Allegri's Miserere (13:43) is the work that Mozart famously copied from memory after hearing it once at age 14.
Allegedly
If Beethoven was alive today and listening to the Classic FM Hall of Fame on a radio, guess where the radio would've ended up?
He would gave done nothing, hearing nothing out of this strange little box
@madrigal1956 28 yrs of hearing. Still time to hear the shocking state of the countdown. 😆
@@dr.impossibleofcounterpunc1984 i never actually realized he lost his hearing THAT young, at 28? i was so sure he was in his forties-- definitely gives a lot of his compositions new perspective!
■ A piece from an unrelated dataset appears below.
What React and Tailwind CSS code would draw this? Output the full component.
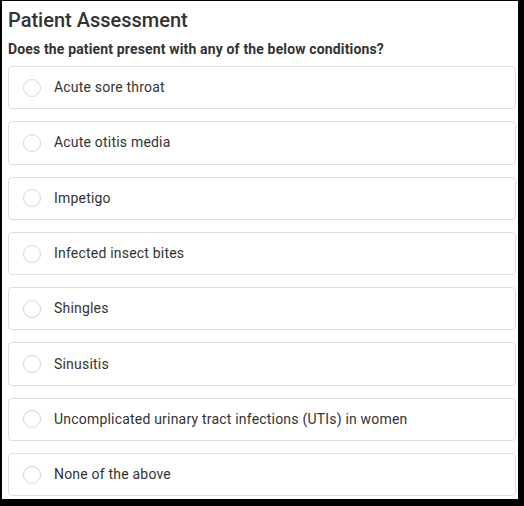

@basedokadaizo Beethoven liked to drink alcohol a bit too much. Scientists have tried to suggest that Beethoven died from liver failure, maybe. But his hearing loss has remained a mystery. Another aspect was possible lead poisoning. Beethoven suffered a lot in his later years, but he soldiered on until the end. Life is all about experience, pleasure, and pain. It defines us as human beings. Without it, great works would never be heard or created.
@@dr.impossibleofcounterpunc1984 Beethoven had such a tumultuous life and I’m sure that’s why so much of his music is so passionate and at times crazy. Could you compose the 3rd movement of the Moonlight Sonata if you were feeling laid back and peaceful but the first movement on the other hand?
Marche Slav was an arrangement, written 10 years earlier, but had some very nicely crafted bits. I think his heart was in that one in contrast to 1812, a commission he didn't want.
They’re quite different pieces really. Marche Slav is definitely more interesting, definitely more memorable (aside from the cannons).
The violin solos in Schindler's are played by Itzhak Perlman
Yeah, it's not about what's interesting, it's a popularity contest from the listeners. Though Rach 2 is one of my favorite pieces of music. BTW, the last movement of the The Planets is Neptune. The Planets is what I have people listen to who say they "don't like classical music".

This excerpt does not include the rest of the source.